The starting point is an honest inventory of emotional response to existing clothing. Professional stylists recommend pulling every garment out of the closet and sorting it into three categories: pieces that consistently generate confidence when worn, pieces that feel neutral, and pieces that are routinely skipped regardless of occasion. The first category reveals the core of a person’s authentic style — the silhouettes, textures, colors, and fits that produce a measurable emotional shift when worn. The third category reveals purchasing patterns that are driven by trend, impulse, or aspiration rather than genuine alignment with daily life.

From there, visual pattern recognition helps sharpen the picture. Saving outfit images that produce an instinctive positive reaction — on platforms such as Pinterest, Instagram, or in a dedicated folder on a phone — creates a reference library that, reviewed after a few weeks, will surface recurring themes. Common threads might include a preference for clean lines over layered textures, muted tones over saturated color, relaxed fits over structured tailoring, or a consistent attraction to specific fabrics like linen, denim, or knit materials. These patterns are more revealing than any style quiz because they emerge from genuine aesthetic response rather than prescribed categories.

Three descriptive words can serve as an anchor. If a person identifies their style as “relaxed, warm, and grounded,” every future purchase can be tested against those words. A garment that does not fit at least two of the three descriptors is unlikely to earn regular wear, regardless of how appealing it looks on a rack or a screen.

What Role Does Lifestyle Auditing Play In Wardrobe Building?

One of the most common disconnects in personal wardrobes is a mismatch between the clothing a person owns and the life that person actually lives. A closet full of tailored office wear is functionally useless if the owner works remotely four days a week. A wardrobe weighted toward casual weekend clothing creates daily frustration for someone who spends the majority of waking hours in professional settings.

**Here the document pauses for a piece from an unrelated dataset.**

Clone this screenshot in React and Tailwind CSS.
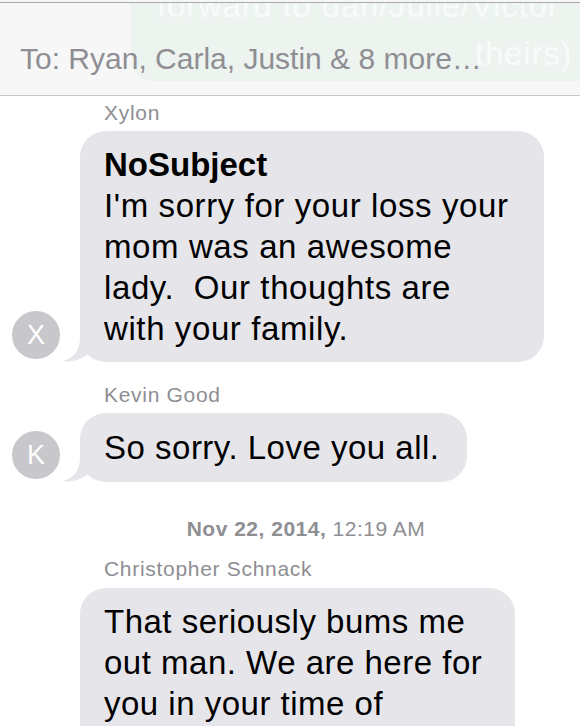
import React from 'react';

const Tail = () => (
  <svg
    className="absolute left-[-17px] bottom-0"
    width="26"
    height="24"
    viewBox="0 0 26 24"
  >
    <path d="M17 0 C17 11 12 19 0 23.5 C9 24 18 22 26 15 L26 0 Z" fill="#e5e5ea" />
  </svg>
);

const Avatar = ({ letter }) => (
  <div className="w-12 h-12 rounded-full bg-[#c7c7cc] flex items-center justify-center text-white text-[27px] font-light mb-[3px] shrink-0">
    {letter}
  </div>
);

const Name = ({ children }) => (
  <div className="pl-[104px] text-[21px] leading-[24px] tracking-[0.7px] text-[#8e8e93]">{children}</div>
);

const App = () => {
  return (
    <div className="w-[580px] h-[726px] overflow-hidden bg-white font-['Liberation_Sans',Arial,sans-serif]">
      {/* Header */}
      <div className="pt-[2px] bg-[#f7f7f7]">
        <div className="relative h-[94px] border-t border-b border-t-[#a9a9a9] border-b-[#c8c8c8] overflow-hidden">
          {/* ghost notification banner */}
          <div className="absolute left-[131px] top-[-30px] right-[-30px] h-[108px] rounded-[22px] bg-[#edf4f0] text-white/70 text-[33px] leading-[44px] tracking-[0.8px] pl-[26px] pt-[11px] whitespace-nowrap">
            <div>forward to dan/Julie/Victor</div>
            <div className="pl-[318px] pt-[4px]">theirs)</div>
          </div>
          <div className="relative pl-[20px] pt-[38px] text-[30px] leading-[36px] text-[#8e8e93] whitespace-nowrap">
            To: Ryan, Carla, Justin &amp; 8 more…
          </div>
        </div>
      </div>

      {/* Messages */}
      <div className="pt-[5px]">
        <Name>Xylon</Name>
        <div className="flex items-end pl-[12px] gap-[20px] mt-[6px]">
          <Avatar letter="X" />
          <div className="relative w-[464px] rounded-[26px] bg-[#e5e5ea] pl-[24px] py-[13px] text-[33px] leading-[41px] tracking-[0.6px] text-black whitespace-nowrap">
            <Tail />
            <div className="font-bold tracking-normal">NoSubject</div>
            <div>I'm sorry for your loss your</div>
            <div>mom was an awesome</div>
            <div>lady.&nbsp; Our thoughts are</div>
            <div>with your family.</div>
          </div>
        </div>

        <div className="mt-[21px]">
          <Name>Kevin Good</Name>
        </div>
        <div className="flex items-end pl-[12px] gap-[20px] mt-[6px]">
          <Avatar letter="K" />
          <div className="relative rounded-[26px] bg-[#e5e5ea] pl-[24px] pr-[27px] py-[14px] text-[33px] leading-[41px] tracking-[0.5px] text-black whitespace-nowrap">
            <Tail />
            So sorry. Love you all.
          </div>
        </div>

        <div className="mt-[35px] pl-[32px] text-center text-[21px] leading-[24px] tracking-[0.5px] text-[#8e8e93]">
          <span className="font-bold">Nov 22, 2014,</span> 12:19 AM
        </div>

        <div className="mt-[16px]">
          <Name>Christopher Schnack</Name>
        </div>
        <div className="pl-[80px] mt-[7px]">
          <div className="relative w-[435px] rounded-[26px] bg-[#e5e5ea] pl-[24px] py-[13px] text-[33px] leading-[41px] tracking-[0.5px] text-black whitespace-nowrap">
            <div>That seriously bums me</div>
            <div>out man. We are here for</div>
            <div>you in your time of</div>
            <div>need.</div>
          </div>
        </div>
      </div>
    </div>
  );
};

export default App;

Auditing how time is actually spent during a typical week — broken down by percentage among work, errands, exercise, social events, and downtime — provides a proportional blueprint for wardrobe investment. If 60 percent of the week involves professional environments, roughly 60 percent of the working wardrobe should support that context. If weekends are split between active pursuits and relaxed socializing, the remaining wardrobe should reflect that balance rather than defaulting to a single casual category.

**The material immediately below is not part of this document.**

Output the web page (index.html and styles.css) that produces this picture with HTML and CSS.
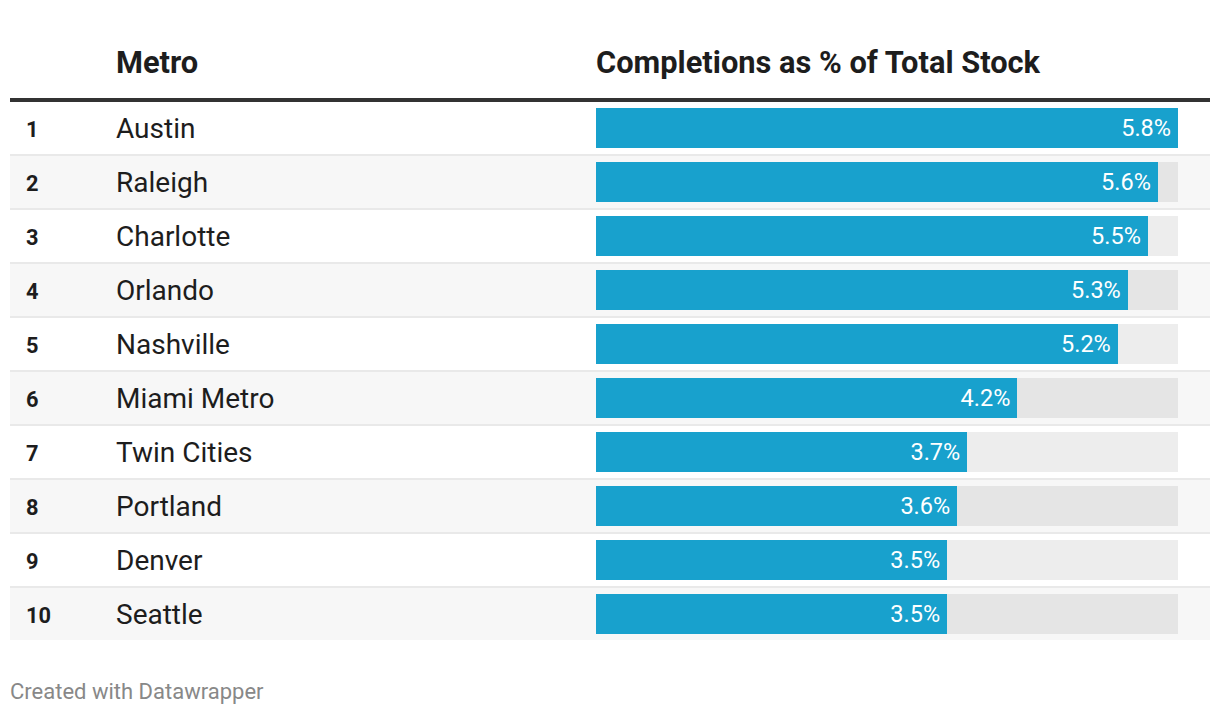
FILE: index.html
```html
<!DOCTYPE html>
<html lang="en">
<head>
<meta charset="utf-8">
<title>Completions as % of Total Stock</title>
<link rel="stylesheet" href="styles.css">
</head>
<body>
<div class="chart">
  <div class="head">
    <div class="h-rank"></div>
    <div class="h-name">Metro</div>
    <div class="h-bar">Completions as % of Total Stock</div>
  </div>
  <div class="body">
    <div class="row"><div class="rank">1</div><div class="name">Austin</div><div class="cell"><div class="track"><div class="bar" style="width:100%"><span class="val">5.8%</span></div></div></div></div>
    <div class="row"><div class="rank">2</div><div class="name">Raleigh</div><div class="cell"><div class="track"><div class="bar" style="width:96.55%"><span class="val">5.6%</span></div></div></div></div>
    <div class="row"><div class="rank">3</div><div class="name">Charlotte</div><div class="cell"><div class="track"><div class="bar" style="width:94.83%"><span class="val">5.5%</span></div></div></div></div>
    <div class="row"><div class="rank">4</div><div class="name">Orlando</div><div class="cell"><div class="track"><div class="bar" style="width:91.38%"><span class="val">5.3%</span></div></div></div></div>
    <div class="row"><div class="rank">5</div><div class="name">Nashville</div><div class="cell"><div class="track"><div class="bar" style="width:89.66%"><span class="val">5.2%</span></div></div></div></div>
    <div class="row"><div class="rank">6</div><div class="name">Miami Metro</div><div class="cell"><div class="track"><div class="bar" style="width:72.41%"><span class="val">4.2%</span></div></div></div></div>
    <div class="row"><div class="rank">7</div><div class="name">Twin Cities</div><div class="cell"><div class="track"><div class="bar" style="width:63.79%"><span class="val">3.7%</span></div></div></div></div>
    <div class="row"><div class="rank">8</div><div class="name">Portland</div><div class="cell"><div class="track"><div class="bar" style="width:62.07%"><span class="val">3.6%</span></div></div></div></div>
    <div class="row"><div class="rank">9</div><div class="name">Denver</div><div class="cell"><div class="track"><div class="bar" style="width:60.34%"><span class="val">3.5%</span></div></div></div></div>
    <div class="row"><div class="rank">10</div><div class="name">Seattle</div><div class="cell"><div class="track"><div class="bar" style="width:60.34%"><span class="val">3.5%</span></div></div></div></div>
  </div>
  <div class="footer">Created with Datawrapper</div>
</div>
</body>
</html>
```

FILE: styles.css
```css
* { box-sizing: border-box; }
html, body { margin: 0; padding: 0; background: #ffffff; }
body {
  font-family: Roboto, "Liberation Sans", Arial, sans-serif;
  color: #1d1d1d;
}
.chart {
  padding: 0 10px;
}
.head {
  display: grid;
  grid-template-columns: 106px 480px 1fr;
  height: 102px;
  align-items: end;
  padding-bottom: 17px;
  border-bottom: 4px solid #333333;
  font-weight: 700;
  font-size: 30.8px;
  line-height: 36px;
  color: #1d1d1d;
}
.row {
  display: grid;
  grid-template-columns: 106px 480px 1fr;
  align-items: center;
  height: 54px;
  border-bottom: 2px solid #e9e9e9;
}
.row:nth-child(even) { background: #f7f7f7; }
.row:last-child { border-bottom: none; height: 52px; }
.rank {
  padding-left: 16px;
  padding-top: 2px;
  font-size: 21.8px;
  font-weight: 700;
  color: #1d1d1d;
}
.name {
  padding-top: 2px;
  font-size: 28px;
  line-height: 34px;
}
.cell {
  padding-right: 32px;
}
.track {
  height: 40px;
  background: rgba(0, 0, 0, 0.07);
}
.bar {
  height: 40px;
  background: #18a1cd;
  display: flex;
  align-items: center;
  justify-content: flex-end;
  padding-right: 7px;
}
.val {
  color: #ffffff;
  font-size: 23.5px;
  line-height: 28px;
}
.footer {
  margin-top: 39px;
  font-size: 22px;
  line-height: 26px;
  color: #888888;
}
```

This audit also reveals where “aspirational” purchasing creates dead zones in the closet. Buying for a life that might exist someday — the formal dinner party wardrobe, the weekend-hiking collection, the capsule travel kit — fills space without serving real routines. Style that feels authentic is rooted in utility. Each piece earns its place by functioning within the actual rhythms of the week.

How Should A Wardrobe Evolve Over Time?

Personal style is not static, and a wardrobe that felt aligned five years ago may no longer fit a person who has changed careers, moved cities, shifted fitness levels, or simply grown into a different phase of life. The most functional approach treats a wardrobe as a living system that evolves through incremental replacement rather than periodic overhaul.

The “one-in, one-out” rule — removing one piece for every new addition — keeps volume stable and forces intentional selection. Seasonal edits conducted every three to four months create natural checkpoints for removing pieces that were consistently bypassed, identifying emerging gaps, and assessing wear quality on items that see heavy rotation. Consignment and resale shopping offer a pathway to acquire higher-quality pieces at lower price points while participating in a more sustainable consumption cycle. Preloved garments often carry a level of craftsmanship and material quality that fast-fashion alternatives cannot match at comparable prices.

The goal is not to own fewer clothes or more clothes but to progressively raise the percentage of a wardrobe that generates genuine confidence and ease when worn. Over time, the closet becomes less of an archive of past purchases and more of a curated reflection of present identity — a collection where every piece earns its space by making the wearer feel precisely like themselves.